The final part of the book, “Language, Power, and Social Differentiation,” moves more deeply into the constitution of actual communities by examining various dimensions of social and linguistic differentiation and inequality within particular communities. Chapter 10, “Language and Gender,” explores some common language ideologies concerning the ways in which women and men speak and reviews the research on the complex nature of gendered linguistic practices. Chapter 11, “Language, Race, and Ethnicity,” engages with two other common forms of social and linguistic differentiation, that of racialization and ethnicization, one illustration of which is a multimodal analysis of short videos on the social media platform Vine conveying anti-hegemonic racial humor. Chapter 12, “Language Death and Revitalization,” looks at some of the reasons why so many of the world’s languages are endangered and asks what social inequalities and language ideologies underpin these discourses of endangerment. The concluding chapter, “Language, Power, and Agency,” pulls together the threads of the previous chapters to present a view of linguistic practices as embedded within power dynamics and subject to various forms of agency. This final chapter provides an overview of the social theorists, including Raymond Williams, Michel Foucault, Sherry Ortner, and Pierre Bourdieu, who are, in my view, the most useful for developing a deeper understanding of language, power, agency, and social action.

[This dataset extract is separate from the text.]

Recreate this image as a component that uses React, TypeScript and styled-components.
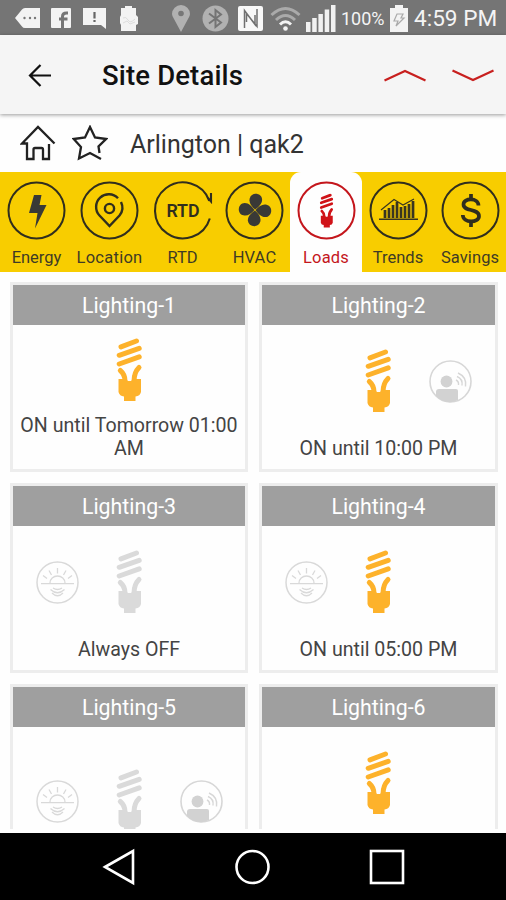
import React from "react";
import styled, { createGlobalStyle, css } from "styled-components";

const GlobalStyle = createGlobalStyle`
  * { box-sizing: border-box; }
  body { margin: 0; background: #fff; font-family: Roboto, "Liberation Sans", sans-serif; }
  svg { display: block; flex: none; }
`;

const Screen = styled.main`
  width: 506px;
  height: 900px;
  display: flex;
  flex-direction: column;
  overflow: hidden;
  background: #fefefe;
`;

const StatusBar = styled.div`
  height: 35px;
  flex: none;
  display: flex;
  align-items: center;
  padding-top: 1px;
  background: #757575;
  color: #f4f4f4;
  white-space: nowrap;
`;

const StatusItem = styled.span<{ $gap: number; $w: number; $size: number }>`
  flex: none;
  margin-left: ${(p) => p.$gap}px;
  width: ${(p) => p.$w}px;
  font-size: ${(p) => p.$size}px;
  line-height: 32px;
  padding-top: 2px;
`;

const AppBar = styled.header`
  height: 79px;
  flex: none;
  display: flex;
  align-items: center;
  background: #f5f5f5;
  padding: 2px 11px 0 28px;
  box-shadow: 0 1px 4px rgba(0, 0, 0, 0.4);
  z-index: 1;
`;

const Title = styled.h1`
  flex: 1;
  margin: 0 0 0 50px;
  font-size: 27.5px;
  letter-spacing: 0.15px;
  font-weight: 500;
  line-height: 34px;
  padding-top: 1px;
  color: #111;
`;

const Chevrons = styled.div`
  display: flex;
  gap: 24px;
`;

const SiteRow = styled.section`
  height: 58px;
  flex: none;
  display: flex;
  align-items: center;
  padding-left: 20px;
`;

const SiteName = styled.span`
  margin-left: 22px;
  font-size: 25px;
  line-height: 34px;
  padding-top: 4px;
  color: #333;
  white-space: nowrap;
`;

const TabBar = styled.nav`
  height: 100px;
  flex: none;
  display: grid;
  grid-template-columns: 73px 73px 73px 71px 72px 72px 72px;
  background: #f8cd00;
`;

const Tab = styled.div<{ $active?: boolean }>`
  display: flex;
  flex-direction: column;
  align-items: center;
  padding-top: 9px;
  color: #3f3b25;
  ${(p) =>
    p.$active &&
    css`
      background: #fefefe;
      border-radius: 11px 11px 0 0;
      color: #c4161c;
    `}
`;

const TabLabel = styled.span<{ $spacing: number }>`
  margin-top: 8px;
  font-size: 16.5px;
  line-height: 20px;
  letter-spacing: ${(p) => p.$spacing}px;
  white-space: nowrap;
`;

const Viewport = styled.div`
  height: 557px;
  flex: none;
  overflow: hidden;
  padding: 10px 8px 0 10px;
`;

const Grid = styled.div`
  display: grid;
  grid-template-columns: 238px 239px;
  grid-auto-rows: 190px;
  gap: 11px;
`;

const Card = styled.article`
  display: flex;
  flex-direction: column;
  border: 3px solid #ededed;
  background: #fefefe;
`;

const CardHeader = styled.h2`
  margin: 0;
  height: 40px;
  flex: none;
  background: #9f9f9f;
  color: #fff;
  text-align: center;
  font-size: 21.3px;
  font-weight: 400;
  line-height: 42px;
`;

const Devices = styled.div<{ $low: boolean }>`
  flex: 1;
  display: grid;
  grid-template-columns: repeat(3, 72px);
  justify-content: center;
  justify-items: center;
  align-items: center;
  padding-top: ${(p) => (p.$low ? 4 : 0)}px;
`;

const Status = styled.p<{ $lines: number }>`
  flex: none;
  margin: 0;
  height: ${(p) => (p.$lines ? p.$lines * 23 + 9 : 0)}px;
  color: #444;
  text-align: center;
  font-size: 19.6px;
  line-height: 23px;
`;

const NavBar = styled.footer`
  height: 67px;
  margin-top: auto;
  flex: none;
  display: flex;
  justify-content: center;
  align-items: center;
  gap: 97px;
  background: #000;
`;

const Slot = styled.span<{ $gap: number }>`
  margin-left: ${(p) => p.$gap}px;
`;

const StatusIcons = () => (
  <>
    <Slot $gap={15}>
      <svg width="25" height="20" viewBox="0 0 25 20" fill="#f3f3f3">
        <path d="M0 10 7 1.5Q8 0 10 0H25V20H10Q8 20 7 18.500Z" />
        <g fill="#777"><circle cx="9.500" cy="10" r="1.200" /><circle cx="15" cy="10" r="1.200" /><circle cx="20" cy="10" r="1.200" /></g>
      </svg>
    </Slot>
    <Slot $gap={11}>
      <svg width="20" height="20" viewBox="0 0 20 20">
        <rect width="20" height="20" rx="1" fill="#f3f3f3" />
        <path d="M11.500 20V8.500Q11.500 5 15.500 5H17M8 11H16.500" fill="none" stroke="#757575" strokeWidth="3" />
      </svg>
    </Slot>
    <Slot $gap={12}>
      <svg width="23" height="21" viewBox="0 0 23 21">
        <path d="M0 0H23V21L18 17H0Z" fill="#f3f3f3" />
        <path d="M11.500 4V10.500M11.500 12V14" stroke="#666" strokeWidth="2.200" />
      </svg>
    </Slot>
    <Slot $gap={14}>
      <svg width="18" height="25" viewBox="0 0 18 25" fill="#f3f3f3">
        <path d="M5 0H12V2H16V9L18 11V18L16 19V25H1V19L0 17V11L1 9V2H5Z" />
        <path d="M3 12Q6 10 8 14T15 13M3 17L7 15L10 18L15 16" fill="none" stroke="#ddd" />
      </svg>
    </Slot>
    <Slot $gap={34}>
      <svg width="18" height="27" viewBox="0 0 18 27">
        <path d="M9 27 2 14Q0 11 0 9A9 9 0 0 1 18 9Q18 11 16 14Z" fill="#b1b1b1" />
        <circle cx="9" cy="8.500" r="2.800" fill="#777" />
      </svg>
    </Slot>
    <Slot $gap={12}>
      <svg width="27" height="27" viewBox="0 0 27 27">
        <circle cx="13.500" cy="13.500" r="13" fill="#b1b1b1" />
        <path d="M7 8.500 19 17.500 13.500 22V5L19 9.500 7 18.500" fill="none" stroke="#747474" strokeWidth="2" />
      </svg>
    </Slot>
    <Slot $gap={9}>
      <svg width="25" height="25" viewBox="0 0 25 25">
        <rect width="25" height="25" rx="2" fill="#f8f8f8" />
        <path d="M6.500 22V4.500L17 18.500V9M19 3V20.500L8.500 7.500V16" fill="none" stroke="#707070" strokeWidth="1.500" />
      </svg>
    </Slot>
    <Slot $gap={7}>
      <svg width="31" height="25" viewBox="0 0 31 25" fill="none" strokeWidth="3">
        <path d="M1.500 9Q15.500-4 29.500 9M6 14Q15.500 5 25 14" stroke="#aaa" />
        <path d="M10 18.500Q15.500 13 21 18.500" stroke="#f4f4f4" />
        <circle cx="15.500" cy="22.500" r="2.300" fill="#f4f4f4" />
      </svg>
    </Slot>
    <Slot $gap={5}>
      <svg width="30" height="27" viewBox="0 0 30 27" fill="#f1f1f1">
        <path d="M0 17H4.500V27H0ZM6.200 13H10.700V27H6.200ZM12.400 9H16.900V27H12.400ZM18.700 4.500H23.200V27H18.700ZM25 0H29.500V27H25Z" />
      </svg>
    </Slot>
    <StatusItem $gap={5} $w={44} $size={18}>100%</StatusItem>
    <Slot $gap={5}>
      <svg width="18" height="27" viewBox="0 0 18 27">
        <path d="M5 0H13V3H18V27H0V3H5Z" fill="#f3f3f3" />
        <path d="M7 9H13L11 13H14L6 21 8 16H4Z" fill="none" stroke="#aaa" strokeWidth="1.200" />
      </svg>
    </Slot>
    <StatusItem $gap={6} $w={84} $size={22.600}>4:59 PM</StatusItem>
  </>
);

const Bulb = ({ color }: { color: string }) => (
  <svg width={27} height={64} viewBox="0 0 27 64">
    <g fill="none" stroke={color} strokeWidth="5" strokeLinecap="round">
      <path d="M5 8.800 20.500 3M3.200 17.300 23.200 10.400M3.200 26 23.200 18.900" />
      <path d="M4.300 32.500Q9 36.500 9 43M23 29.500Q18 34.500 18 43" />
    </g>
    <path d="M2.500 41H9.500L12 43H15L17.500 41H25V54Q24 58 19.500 58.500V63H8V58.500Q3.500 58 2.500 54Z" fill={color} />
  </svg>
);

const SunSensor = () => (
  <svg width="43" height="43" viewBox="0 0 43 43" fill="none" stroke="#d9d9d9" strokeWidth="1.300">
    <circle cx="21.500" cy="21.500" r="20.500" strokeWidth="1.500" />
    <path d="M5 22.700H38M14 22A7.500 7 0 0 1 29 22M7 14.500 11 17.500M13 9.500 15.500 14M21.500 7V12.500M30 9.500 27.500 14M36 14.500 32 17.500" />
    <path d="M17 27Q21.500 30 26 27M14.500 28.500Q21.500 35 28.500 28.500M16 32Q21.500 37.500 27 32" />
  </svg>
);

const MotionSensor = () => (
  <svg width="43" height="43" viewBox="0 0 43 43">
    <circle cx="21.500" cy="21.500" r="20.500" fill="none" stroke="#d7d7d7" strokeWidth="1.600" />
    <circle cx="17.500" cy="21.500" r="5.900" fill="#d2d2d2" />
    <path d="M7 36V32Q7 29 10 29H27Q29 29 29 31V40Q17 46 7 36Z" fill="#d2d2d2" />
    <path d="M27 20Q30 21.500 29.500 25M28 16.500Q34 19 33 25.500M29 13Q38 17 36.500 26.500" fill="none" stroke="#d7d7d7" strokeWidth="1.400" />
  </svg>
);

type TabKind = "energy" | "location" | "rtd" | "hvac" | "loads" | "trends" | "savings";

const glyphs: Record<TabKind, React.ReactNode> = {
  energy: <path d="M27 14H34.500L32.500 24H39.500L28 47.500 30.500 32H22Z" fill="#393936" />,
  location: (
    <g fill="none" stroke="#302e1e" strokeWidth="2.400">
      <path d="M38 17.300A12.600 12.600 0 0 0 19.500 34.500L29.500 45 39.500 34.500A12.600 12.600 0 0 0 41 21" />
      <circle cx="29.500" cy="27.500" r="4.600" />
    </g>
  ),
  rtd: (
    <text x="30" y="35.800" textAnchor="middle" fontFamily="Roboto, sans-serif" fontSize="17.800" fontWeight="600" fill="#302e1e">RTD</text>
  ),
  hvac: (
    <g fill="#393936" transform="translate(.5 -.5) rotate(6 29.500 29.500)">
      {[0, 90, 180, 270].map((angle) => (
        <path key={angle} transform={`rotate(${angle} 29.500 29.500)`} d="M29.500 29C25 26 22.500 22.500 23 18.500C24 11.500 34.500 11.500 35.500 18.500C36 22.500 33 26 29.500 29Z" />
      ))}
    </g>
  ),
  loads: <g transform="translate(22.500 12.500) scale(.53 .54)"><Bulb color="#d01318" /></g>,
  trends: (
    <g fill="none" stroke="#393620">
      <path d="M10 38.300H49" strokeWidth="1.600" />
      <path d="M16 37V29M20 37V27M24 37V24M28 37V21M32 37V26M36 37V25M40 37V23M44 37V20" strokeWidth="2.700" />
      <path d="M12 29 25 18.500 34 24 45 18" strokeWidth="1.200" />
    </g>
  ),
  savings: (
    <g fill="none" stroke="#302e1e" strokeWidth="3.700">
      <path d="M37.500 24.500C37.500 16.500 22.500 16.500 22.500 23.500C22.500 31 38 27 38 35.200C38 42 22 42.500 21.800 34" />
      <path d="M30 13V19M30 40V46" />
    </g>
  ),
};

const TabIcon = ({ kind }: { kind: TabKind }) => (
  <svg width="59" height="59" viewBox="0 0 59 59" overflow="visible">
    {kind === "rtd" ? (
      <path d="M56.800 37.500A28 28 0 1 1 56.300 19.800M55 17 58 20.500V12" fill="none" stroke="#302e1e" strokeWidth="2.100" />
    ) : (
      <circle cx="29.500" cy="29.500" r="28" fill="none" stroke={kind === "loads" ? "#c4161c" : "#302e1e"} strokeWidth="2" />
    )}
    {glyphs[kind]}
  </svg>
);

const tabs: { kind: TabKind; label: string; spacing: number }[] = [
  { kind: "energy", label: "Energy", spacing: 0 },
  { kind: "location", label: "Location", spacing: 0.25 },
  { kind: "rtd", label: "RTD", spacing: 0 },
  { kind: "hvac", label: "HVAC", spacing: 0.1 },
  { kind: "loads", label: "Loads", spacing: 0.2 },
  { kind: "trends", label: "Trends", spacing: 0 },
  { kind: "savings", label: "Savings", spacing: 0.1 },
];

const loads = [
  { name: "Lighting-1", on: true, status: "ON until Tomorrow 01:00 AM", lines: 2 },
  { name: "Lighting-2", on: true, status: "ON until 10:00 PM", lines: 1, motion: true },
  { name: "Lighting-3", on: false, status: "Always OFF", lines: 1, sun: true },
  { name: "Lighting-4", on: true, status: "ON until 05:00 PM", lines: 1, sun: true },
  { name: "Lighting-5", on: false, lines: 0, sun: true, motion: true },
  { name: "Lighting-6", on: true, lines: 1 },
];

export default function App() {
  return (
    <>
      <GlobalStyle />
      <Screen>
        <StatusBar><StatusIcons /></StatusBar>
        <AppBar>
          <svg width="24" height="24" viewBox="0 0 24 24" fill="none" stroke="#111" strokeWidth="2.200">
            <path d="M23 11.500H2M12.500 1 2 11.500 12.500 22" />
          </svg>
          <Title>Site Details</Title>
          <Chevrons>
            <svg width="44" height="14" viewBox="0 0 44 14" fill="none" stroke="#c8201f" strokeWidth="2.200"><path d="M1.500 11.500 22 2 42.500 11.500" /></svg>
            <svg width="44" height="14" viewBox="0 0 44 14" fill="none" stroke="#c8201f" strokeWidth="2.200"><path d="M1.500 1.500 22 11 42.500 1.500" /></svg>
          </Chevrons>
        </AppBar>
        <SiteRow>
          <svg width="36" height="36" viewBox="0 0 36 36" fill="none" stroke="#222" strokeWidth="2.300">
            <path d="M34.500 18.500 18 2 2 18.500H7V34H13.500V24.500Q13.500 23 15 23H21.500Q23 23 23 24.500V34H29V19" />
          </svg>
          <Slot $gap={16}>
            <svg width="36" height="36" viewBox="0 0 36 36" fill="none" stroke="#222" strokeWidth="2.300">
              <path d="M29 34 18 28 7 33.500 9 22 1.800 14 13 12.500 18 2 23 12.500 34 14 26.500 21.500 27.500 28" />
            </svg>
          </Slot>
          <SiteName>Arlington | qak2</SiteName>
        </SiteRow>
        <TabBar>
          {tabs.map((tab) => (
            <Tab key={tab.kind} $active={tab.kind === "loads"}>
              <TabIcon kind={tab.kind} />
              <TabLabel $spacing={tab.spacing}>{tab.label}</TabLabel>
            </Tab>
          ))}
        </TabBar>
        <Viewport>
          <Grid>
            {loads.map((load) => (
              <Card key={load.name}>
                <CardHeader>{load.name}</CardHeader>
                <Devices $low={load.lines === 0}>
                  <span>{load.sun && <SunSensor />}</span>
                  <Bulb color={load.on ? "#fdb22b" : "#dadada"} />
                  <span>{load.motion && <MotionSensor />}</span>
                </Devices>
                <Status $lines={load.lines}>{load.status}</Status>
              </Card>
            ))}
          </Grid>
        </Viewport>
        <NavBar>
          <svg width="36" height="38" viewBox="0 0 36 38" fill="none" stroke="#fff" strokeWidth="2.600"><path d="M5 19 33 3V35Z" /></svg>
          <svg width="38" height="38" viewBox="0 0 38 38" fill="none" stroke="#fff" strokeWidth="2.600"><circle cx="19.500" cy="19" r="16" /></svg>
          <svg width="38" height="38" viewBox="0 0 38 38" fill="none" stroke="#fff" strokeWidth="2.600"><rect x="3" y="3" width="32" height="32" /></svg>
        </NavBar>
      </Screen>
    </>
  );
}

In sum, this book is meant to be an invitation to all readers to explore more fully the notion that to use language is always to engage in a form of social action. Such an exploration is even more timely as this edition comes to print, given the unprecedented global transformations underway as a result of the COVID-19 pandemic and subsequent economic and political repercussions. Studying how all of this social change shapes and is shaped by linguistic practices will lead to a better appreciation for what “living language” can mean.